■ Requirements
Locate every line in the records below that holds the word "screenshot" and return each one.
— START Extracted data —
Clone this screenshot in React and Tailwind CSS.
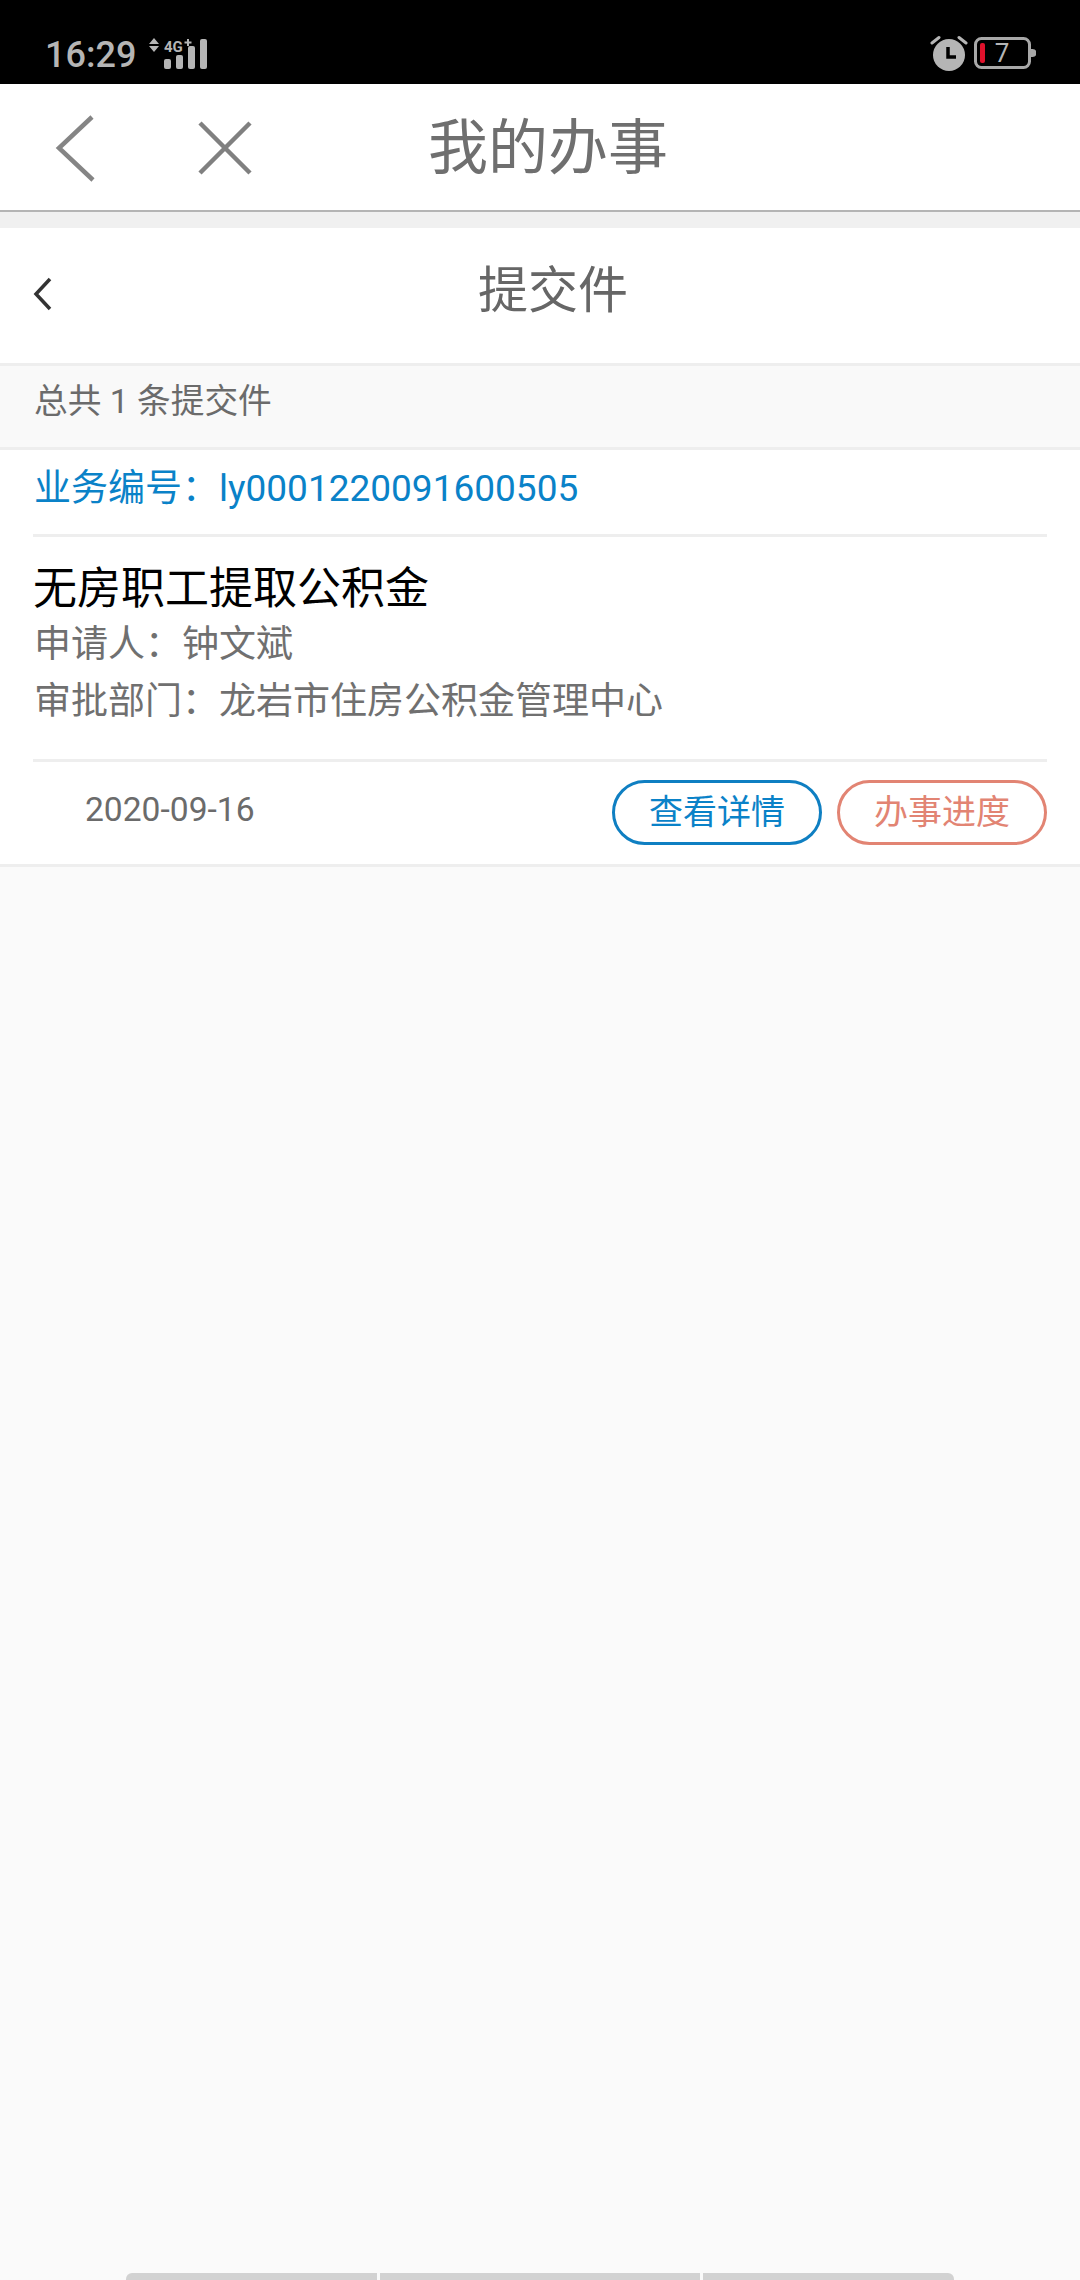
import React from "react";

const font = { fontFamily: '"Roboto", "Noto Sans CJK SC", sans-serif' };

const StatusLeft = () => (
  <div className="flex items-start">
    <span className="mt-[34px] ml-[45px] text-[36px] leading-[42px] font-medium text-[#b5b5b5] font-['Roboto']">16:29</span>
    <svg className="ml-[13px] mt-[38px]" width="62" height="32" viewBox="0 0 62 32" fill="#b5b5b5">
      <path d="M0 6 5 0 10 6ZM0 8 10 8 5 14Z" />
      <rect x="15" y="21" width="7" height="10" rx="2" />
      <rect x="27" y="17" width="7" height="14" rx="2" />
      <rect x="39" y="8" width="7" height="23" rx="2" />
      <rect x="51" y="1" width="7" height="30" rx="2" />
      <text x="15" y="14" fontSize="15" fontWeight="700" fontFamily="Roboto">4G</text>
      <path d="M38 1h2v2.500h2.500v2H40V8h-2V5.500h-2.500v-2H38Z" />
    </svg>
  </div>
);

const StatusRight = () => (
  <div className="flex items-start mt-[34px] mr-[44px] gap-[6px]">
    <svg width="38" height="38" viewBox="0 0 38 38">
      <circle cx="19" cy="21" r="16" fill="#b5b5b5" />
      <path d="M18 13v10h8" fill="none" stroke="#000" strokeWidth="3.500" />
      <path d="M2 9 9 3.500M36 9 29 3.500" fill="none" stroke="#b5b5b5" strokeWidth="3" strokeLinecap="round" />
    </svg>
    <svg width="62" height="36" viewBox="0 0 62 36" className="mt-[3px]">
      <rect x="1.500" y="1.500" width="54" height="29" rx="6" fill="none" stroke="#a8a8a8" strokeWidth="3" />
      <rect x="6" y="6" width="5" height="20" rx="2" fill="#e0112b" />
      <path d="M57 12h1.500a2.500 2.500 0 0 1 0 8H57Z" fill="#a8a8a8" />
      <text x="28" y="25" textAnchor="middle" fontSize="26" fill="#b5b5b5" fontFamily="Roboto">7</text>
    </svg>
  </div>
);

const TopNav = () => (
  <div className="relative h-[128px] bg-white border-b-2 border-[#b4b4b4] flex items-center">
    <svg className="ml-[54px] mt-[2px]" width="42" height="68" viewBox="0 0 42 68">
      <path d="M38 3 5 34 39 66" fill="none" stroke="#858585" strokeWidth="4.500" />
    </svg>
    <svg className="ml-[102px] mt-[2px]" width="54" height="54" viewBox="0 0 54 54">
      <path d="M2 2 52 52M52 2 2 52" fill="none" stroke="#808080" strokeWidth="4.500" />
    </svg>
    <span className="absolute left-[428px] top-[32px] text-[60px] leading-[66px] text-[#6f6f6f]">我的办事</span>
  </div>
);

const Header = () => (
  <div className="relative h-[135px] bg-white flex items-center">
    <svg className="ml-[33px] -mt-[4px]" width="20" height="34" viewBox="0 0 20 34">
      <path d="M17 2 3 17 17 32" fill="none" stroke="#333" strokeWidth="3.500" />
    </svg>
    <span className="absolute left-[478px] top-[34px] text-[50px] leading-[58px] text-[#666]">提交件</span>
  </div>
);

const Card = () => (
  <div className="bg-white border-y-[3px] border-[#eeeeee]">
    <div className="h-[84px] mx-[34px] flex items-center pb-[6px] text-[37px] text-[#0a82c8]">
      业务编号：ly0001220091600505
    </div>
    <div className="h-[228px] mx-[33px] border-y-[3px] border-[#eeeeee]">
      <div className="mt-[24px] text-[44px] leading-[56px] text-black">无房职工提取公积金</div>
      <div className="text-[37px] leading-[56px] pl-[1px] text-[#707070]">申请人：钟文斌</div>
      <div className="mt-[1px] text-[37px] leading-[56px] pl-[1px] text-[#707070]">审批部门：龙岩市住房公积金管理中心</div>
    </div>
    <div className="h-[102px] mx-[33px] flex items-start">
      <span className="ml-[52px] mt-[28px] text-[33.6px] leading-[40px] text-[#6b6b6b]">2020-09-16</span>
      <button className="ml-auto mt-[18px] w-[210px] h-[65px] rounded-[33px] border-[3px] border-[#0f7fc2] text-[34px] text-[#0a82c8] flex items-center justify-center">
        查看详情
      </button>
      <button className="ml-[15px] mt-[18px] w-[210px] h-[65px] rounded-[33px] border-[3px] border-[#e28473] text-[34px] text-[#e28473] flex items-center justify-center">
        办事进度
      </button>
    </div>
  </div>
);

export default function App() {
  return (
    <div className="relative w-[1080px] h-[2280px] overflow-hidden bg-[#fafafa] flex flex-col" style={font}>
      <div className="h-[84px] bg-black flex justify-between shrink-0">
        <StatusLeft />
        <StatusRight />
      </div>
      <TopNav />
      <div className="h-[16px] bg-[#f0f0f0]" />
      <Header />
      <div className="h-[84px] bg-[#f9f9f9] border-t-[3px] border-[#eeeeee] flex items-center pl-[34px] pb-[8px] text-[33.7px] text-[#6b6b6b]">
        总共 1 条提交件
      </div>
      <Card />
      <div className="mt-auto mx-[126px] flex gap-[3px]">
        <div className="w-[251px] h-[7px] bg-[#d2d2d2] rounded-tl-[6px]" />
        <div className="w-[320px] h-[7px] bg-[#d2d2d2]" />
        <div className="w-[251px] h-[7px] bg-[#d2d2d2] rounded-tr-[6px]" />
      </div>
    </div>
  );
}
— END Extracted data —
— START Extracted data —
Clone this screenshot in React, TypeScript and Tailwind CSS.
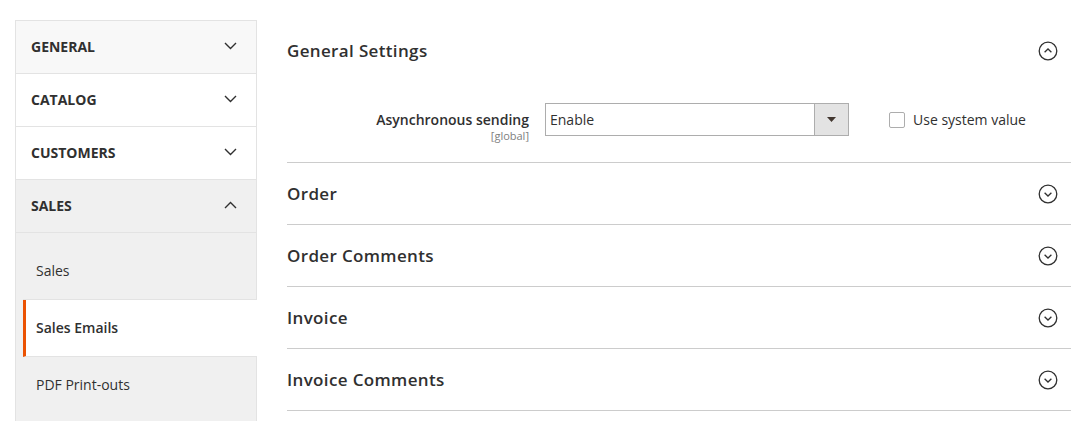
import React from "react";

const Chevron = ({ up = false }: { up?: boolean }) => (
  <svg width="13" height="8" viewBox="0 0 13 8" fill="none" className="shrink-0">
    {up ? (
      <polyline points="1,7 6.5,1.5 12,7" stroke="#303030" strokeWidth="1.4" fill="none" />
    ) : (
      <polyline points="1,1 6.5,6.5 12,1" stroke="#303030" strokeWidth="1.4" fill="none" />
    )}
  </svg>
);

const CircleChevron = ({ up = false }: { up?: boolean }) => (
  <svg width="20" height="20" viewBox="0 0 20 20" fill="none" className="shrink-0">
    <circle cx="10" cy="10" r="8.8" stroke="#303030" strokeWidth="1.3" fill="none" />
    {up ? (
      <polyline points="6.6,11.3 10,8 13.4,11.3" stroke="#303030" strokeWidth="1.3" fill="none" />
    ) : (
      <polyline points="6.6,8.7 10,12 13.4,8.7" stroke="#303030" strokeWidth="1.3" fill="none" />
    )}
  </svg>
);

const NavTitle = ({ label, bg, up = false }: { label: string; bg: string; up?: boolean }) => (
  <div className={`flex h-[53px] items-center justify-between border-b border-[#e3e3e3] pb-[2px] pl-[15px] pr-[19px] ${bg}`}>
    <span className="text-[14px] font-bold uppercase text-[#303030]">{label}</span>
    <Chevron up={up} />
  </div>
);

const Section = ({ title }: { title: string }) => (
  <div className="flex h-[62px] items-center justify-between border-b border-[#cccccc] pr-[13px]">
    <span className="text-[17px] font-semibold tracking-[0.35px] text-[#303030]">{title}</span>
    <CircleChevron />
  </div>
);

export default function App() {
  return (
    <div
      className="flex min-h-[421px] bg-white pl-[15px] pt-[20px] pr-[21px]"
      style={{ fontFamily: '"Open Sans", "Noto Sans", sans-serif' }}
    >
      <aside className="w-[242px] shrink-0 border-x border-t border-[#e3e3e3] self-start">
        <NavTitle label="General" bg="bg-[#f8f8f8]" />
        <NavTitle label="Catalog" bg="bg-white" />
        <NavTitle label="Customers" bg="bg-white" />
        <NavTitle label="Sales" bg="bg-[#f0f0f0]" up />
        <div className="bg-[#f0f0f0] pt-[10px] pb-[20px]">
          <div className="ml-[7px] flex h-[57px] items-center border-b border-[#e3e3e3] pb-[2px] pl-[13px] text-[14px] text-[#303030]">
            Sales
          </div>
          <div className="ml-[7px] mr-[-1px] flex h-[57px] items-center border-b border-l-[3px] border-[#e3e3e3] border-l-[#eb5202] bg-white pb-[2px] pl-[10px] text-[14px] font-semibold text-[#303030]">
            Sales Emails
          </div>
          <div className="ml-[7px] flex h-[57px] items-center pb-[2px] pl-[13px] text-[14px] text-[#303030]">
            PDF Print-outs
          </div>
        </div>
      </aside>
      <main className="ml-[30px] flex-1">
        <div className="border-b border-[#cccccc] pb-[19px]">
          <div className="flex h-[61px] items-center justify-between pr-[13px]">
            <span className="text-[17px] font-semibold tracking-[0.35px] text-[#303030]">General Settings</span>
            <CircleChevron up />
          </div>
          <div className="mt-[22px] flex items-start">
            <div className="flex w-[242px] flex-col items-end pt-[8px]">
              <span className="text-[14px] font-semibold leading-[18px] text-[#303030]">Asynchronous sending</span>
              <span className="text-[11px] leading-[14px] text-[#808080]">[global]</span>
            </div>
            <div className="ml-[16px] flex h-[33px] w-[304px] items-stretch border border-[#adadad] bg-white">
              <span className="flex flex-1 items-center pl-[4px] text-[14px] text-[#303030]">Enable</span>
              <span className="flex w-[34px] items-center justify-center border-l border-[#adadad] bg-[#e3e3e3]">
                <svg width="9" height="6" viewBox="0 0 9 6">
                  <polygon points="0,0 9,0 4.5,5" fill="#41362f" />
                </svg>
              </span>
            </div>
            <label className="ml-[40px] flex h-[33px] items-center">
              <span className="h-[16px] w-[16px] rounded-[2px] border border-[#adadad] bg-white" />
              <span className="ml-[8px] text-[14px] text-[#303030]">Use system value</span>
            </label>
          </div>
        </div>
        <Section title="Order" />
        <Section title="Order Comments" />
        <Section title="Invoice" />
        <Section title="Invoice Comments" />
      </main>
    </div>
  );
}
— END Extracted data —
■ Answer to this task
Clone this screenshot in React and Tailwind CSS.
Clone this screenshot in React, TypeScript and Tailwind CSS.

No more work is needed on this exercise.